Exercise
Give the listing again character for character, but drop the images.

Code that builds pages

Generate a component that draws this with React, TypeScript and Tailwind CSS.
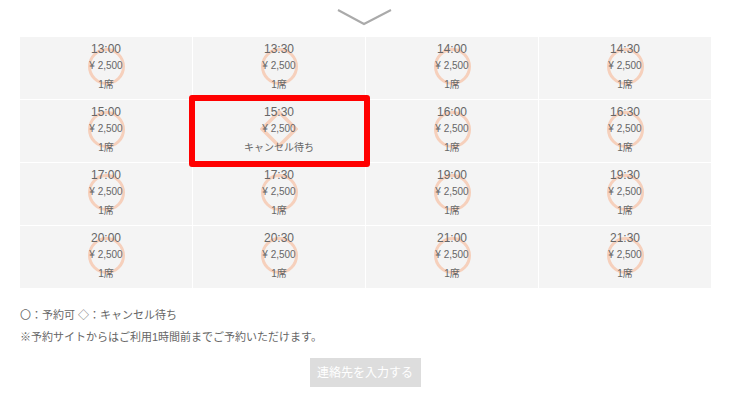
import React from "react";

const times = [
  "13:00", "13:30", "14:00", "14:30",
  "15:00", "15:30", "16:00", "16:30",
  "17:00", "17:30", "19:00", "19:30",
  "20:00", "20:30", "21:00", "21:30",
];

const font = { fontFamily: '"Liberation Sans", Arial, "Noto Sans CJK JP", sans-serif' };

function Cell({ time }: { time: string }) {
  const cancel = time === "15:30";
  return (
    <div className="relative h-[62px] bg-[#f4f4f4] flex flex-col items-center pt-[5px] text-[#666]">
      {cancel ? (
        <svg className="absolute left-1/2 top-[10px] -ml-[19px]" width="38" height="38" viewBox="0 0 38 38">
          <polygon points="19,2 36,19 19,36 2,19" fill="none" stroke="#f6d0bc" strokeWidth="3.5" />
        </svg>
      ) : (
        <div className="absolute left-1/2 top-[11px] w-[37px] h-[37px] -ml-[18px] rounded-full border-[3px] border-[#f6d0bc]" />
      )}
      <div className="relative text-[12px] leading-[14px]">{time}</div>
      <div className="relative text-[10px] leading-[18px] mt-[1px]">¥ 2,500</div>
      <div className="relative text-[10px] leading-[16px] mt-[2px]">{cancel ? "キャンセル待ち" : "1席"}</div>
      {cancel && (
        <div className="absolute -left-[4px] -right-[5px] -top-[5px] -bottom-[5px] border-[6px] border-[#ff0000] rounded-[3px] z-10" />
      )}
    </div>
  );
}

export default function App() {
  return (
    <div className="w-[730px] h-[407px] bg-white overflow-hidden" style={font}>
      <div className="flex justify-center pt-[9px] h-[37px]">
        <svg width="56" height="18" viewBox="0 0 56 18">
          <polyline points="1,1 27,15 54,1" fill="none" stroke="#aaaaaa" strokeWidth="2" />
        </svg>
      </div>
      <div className="mx-[20px] grid grid-cols-4 gap-[1px] w-[691px]">
        {times.map((t) => (
          <Cell key={t} time={t} />
        ))}
      </div>
      <div className="px-[20px] mt-[19px] text-[11px] text-[#666]">
        <div className="leading-[16px]">〇：予約可 ◇：キャンセル待ち</div>
        <div className="leading-[16px] mt-[6px]">※予約サイトからはご利用1時間前までご予約いただけます。</div>
      </div>
      <div className="flex justify-center mt-[13px]">
        <div className="w-[111px] h-[29px] bg-[#dddddd] text-white text-[12px] flex items-center justify-center">
          連絡先を入力する
        </div>
      </div>
    </div>
  );
}
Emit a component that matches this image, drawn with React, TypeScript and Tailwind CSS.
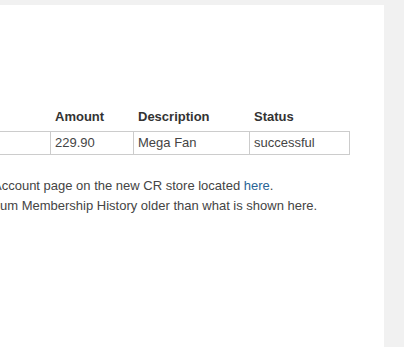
export default function App() {
  const font = { fontFamily: '"Liberation Sans", Arial, sans-serif' };
  return (
    <div className="w-[404px] h-[347px] bg-[#f1f1f1] pt-[5px] flex" style={font}>
      <div className="w-[384px] h-[342px] bg-white overflow-hidden">
        <div className="mt-[103px] ml-[-100px] grid grid-cols-[150px_83px_116px_101px] text-[13px] leading-[18px] text-[#333]">
          <div className="pb-[5px]" />
          <div className="pb-[5px] pl-[5px] font-bold text-[#333]">Amount</div>
          <div className="pb-[5px] pl-[5px] font-bold text-[#333]">Description</div>
          <div className="pb-[5px] pl-[5px] font-bold text-[#333]">Status</div>
          <div className="border-t border-b border-[#cccccc] py-[2px]" />
          <div className="border-t border-b border-l border-[#cccccc] py-[2px] pl-[4px] text-[#444]">229.90</div>
          <div className="border-t border-b border-l border-[#cccccc] py-[2px] pl-[4px] text-[#444]">Mega Fan</div>
          <div className="border-t border-b border-l border-r border-[#cccccc] py-[2px] pl-[4px] text-[#444]">successful</div>
        </div>
        <div className="mt-[21px] text-[13px] leading-[20px] text-[#444] whitespace-nowrap">
          <div className="ml-[-7px]">
            Account page on the new CR store located <a className="text-[#2a6496]">here</a>.
          </div>
          <div>um Membership History older than what is shown here.</div>
        </div>
      </div>
    </div>
  );
}
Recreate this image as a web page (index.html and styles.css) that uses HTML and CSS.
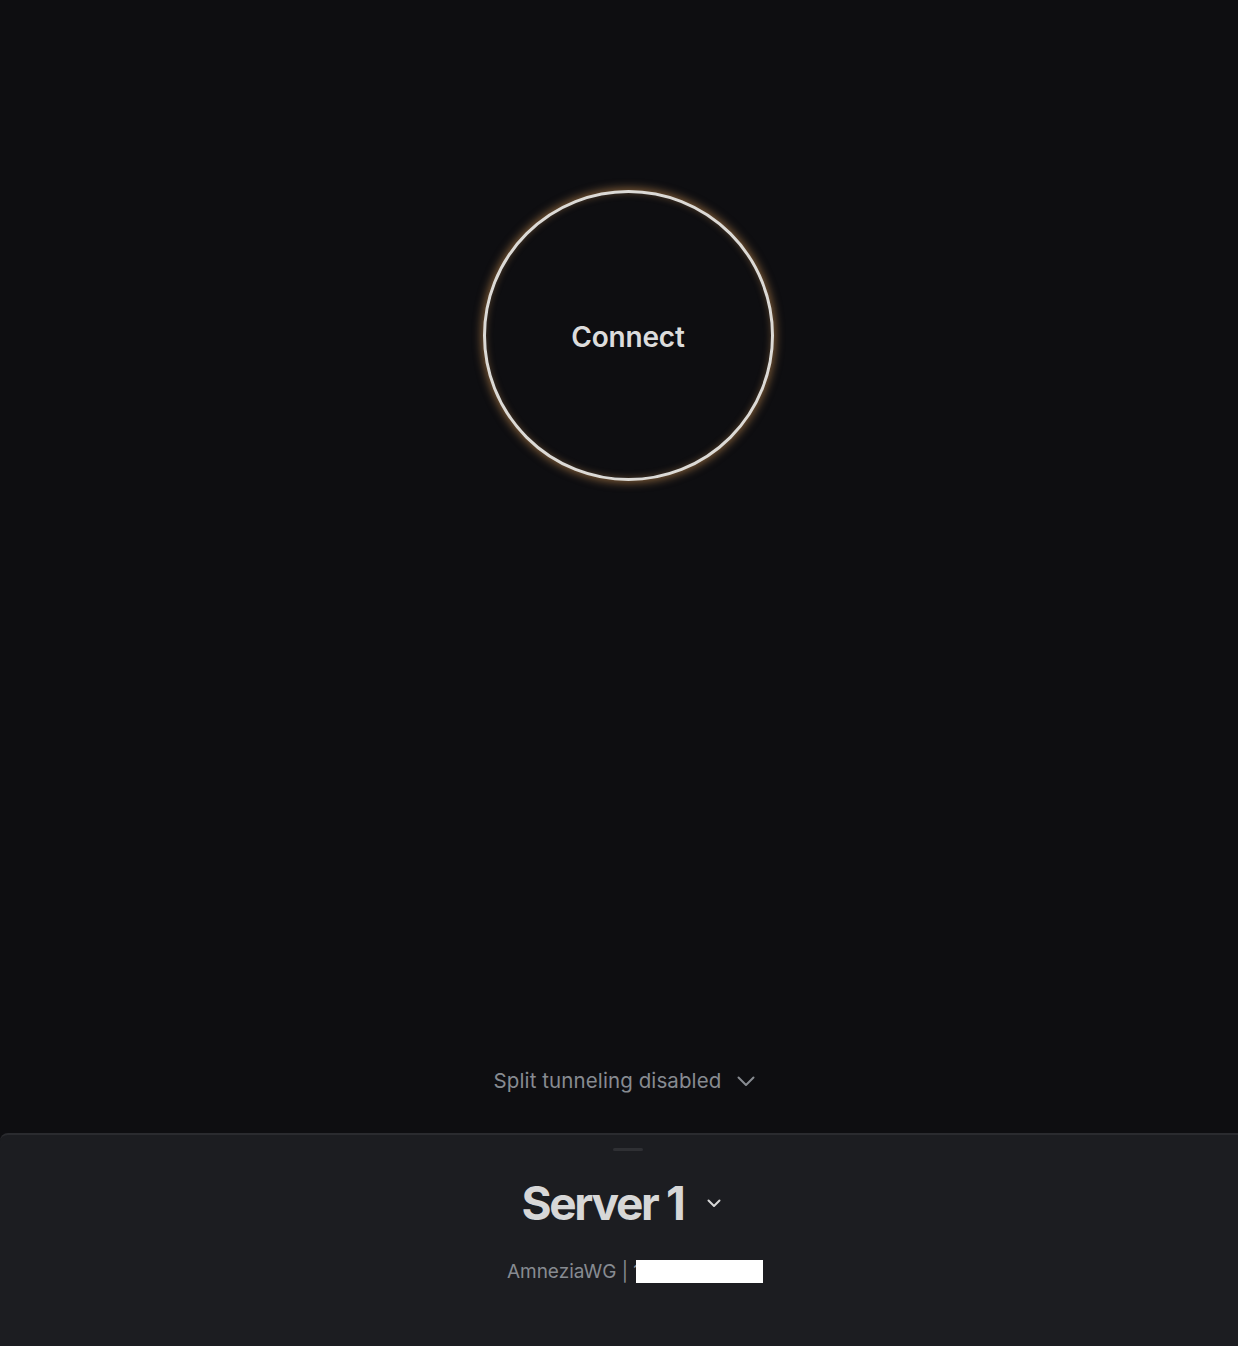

Exercise result
Generate a component that draws this with React, TypeScript and Tailwind CSS.
import React from "react";

const times = [
  "13:00", "13:30", "14:00", "14:30",
  "15:00", "15:30", "16:00", "16:30",
  "17:00", "17:30", "19:00", "19:30",
  "20:00", "20:30", "21:00", "21:30",
];

const font = { fontFamily: '"Liberation Sans", Arial, "Noto Sans CJK JP", sans-serif' };

function Cell({ time }: { time: string }) {
  const cancel = time === "15:30";
  return (
    <div className="relative h-[62px] bg-[#f4f4f4] flex flex-col items-center pt-[5px] text-[#666]">
      {cancel ? (
        <svg className="absolute left-1/2 top-[10px] -ml-[19px]" width="38" height="38" viewBox="0 0 38 38">
          <polygon points="19,2 36,19 19,36 2,19" fill="none" stroke="#f6d0bc" strokeWidth="3.5" />
        </svg>
      ) : (
        <div className="absolute left-1/2 top-[11px] w-[37px] h-[37px] -ml-[18px] rounded-full border-[3px] border-[#f6d0bc]" />
      )}
      <div className="relative text-[12px] leading-[14px]">{time}</div>
      <div className="relative text-[10px] leading-[18px] mt-[1px]">¥ 2,500</div>
      <div className="relative text-[10px] leading-[16px] mt-[2px]">{cancel ? "キャンセル待ち" : "1席"}</div>
      {cancel && (
        <div className="absolute -left-[4px] -right-[5px] -top-[5px] -bottom-[5px] border-[6px] border-[#ff0000] rounded-[3px] z-10" />
      )}
    </div>
  );
}

export default function App() {
  return (
    <div className="w-[730px] h-[407px] bg-white overflow-hidden" style={font}>
      <div className="flex justify-center pt-[9px] h-[37px]">
        <svg width="56" height="18" viewBox="0 0 56 18">
          <polyline points="1,1 27,15 54,1" fill="none" stroke="#aaaaaa" strokeWidth="2" />
        </svg>
      </div>
      <div className="mx-[20px] grid grid-cols-4 gap-[1px] w-[691px]">
        {times.map((t) => (
          <Cell key={t} time={t} />
        ))}
      </div>
      <div className="px-[20px] mt-[19px] text-[11px] text-[#666]">
        <div className="leading-[16px]">〇：予約可 ◇：キャンセル待ち</div>
        <div className="leading-[16px] mt-[6px]">※予約サイトからはご利用1時間前までご予約いただけます。</div>
      </div>
      <div className="flex justify-center mt-[13px]">
        <div className="w-[111px] h-[29px] bg-[#dddddd] text-white text-[12px] flex items-center justify-center">
          連絡先を入力する
        </div>
      </div>
    </div>
  );
}
Emit a component that matches this image, drawn with React, TypeScript and Tailwind CSS.
export default function App() {
  const font = { fontFamily: '"Liberation Sans", Arial, sans-serif' };
  return (
    <div className="w-[404px] h-[347px] bg-[#f1f1f1] pt-[5px] flex" style={font}>
      <div className="w-[384px] h-[342px] bg-white overflow-hidden">
        <div className="mt-[103px] ml-[-100px] grid grid-cols-[150px_83px_116px_101px] text-[13px] leading-[18px] text-[#333]">
          <div className="pb-[5px]" />
          <div className="pb-[5px] pl-[5px] font-bold text-[#333]">Amount</div>
          <div className="pb-[5px] pl-[5px] font-bold text-[#333]">Description</div>
          <div className="pb-[5px] pl-[5px] font-bold text-[#333]">Status</div>
          <div className="border-t border-b border-[#cccccc] py-[2px]" />
          <div className="border-t border-b border-l border-[#cccccc] py-[2px] pl-[4px] text-[#444]">229.90</div>
          <div className="border-t border-b border-l border-[#cccccc] py-[2px] pl-[4px] text-[#444]">Mega Fan</div>
          <div className="border-t border-b border-l border-r border-[#cccccc] py-[2px] pl-[4px] text-[#444]">successful</div>
        </div>
        <div className="mt-[21px] text-[13px] leading-[20px] text-[#444] whitespace-nowrap">
          <div className="ml-[-7px]">
            Account page on the new CR store located <a className="text-[#2a6496]">here</a>.
          </div>
          <div>um Membership History older than what is shown here.</div>
        </div>
      </div>
    </div>
  );
}
Recreate this image as a web page (index.html and styles.css) that uses HTML and CSS.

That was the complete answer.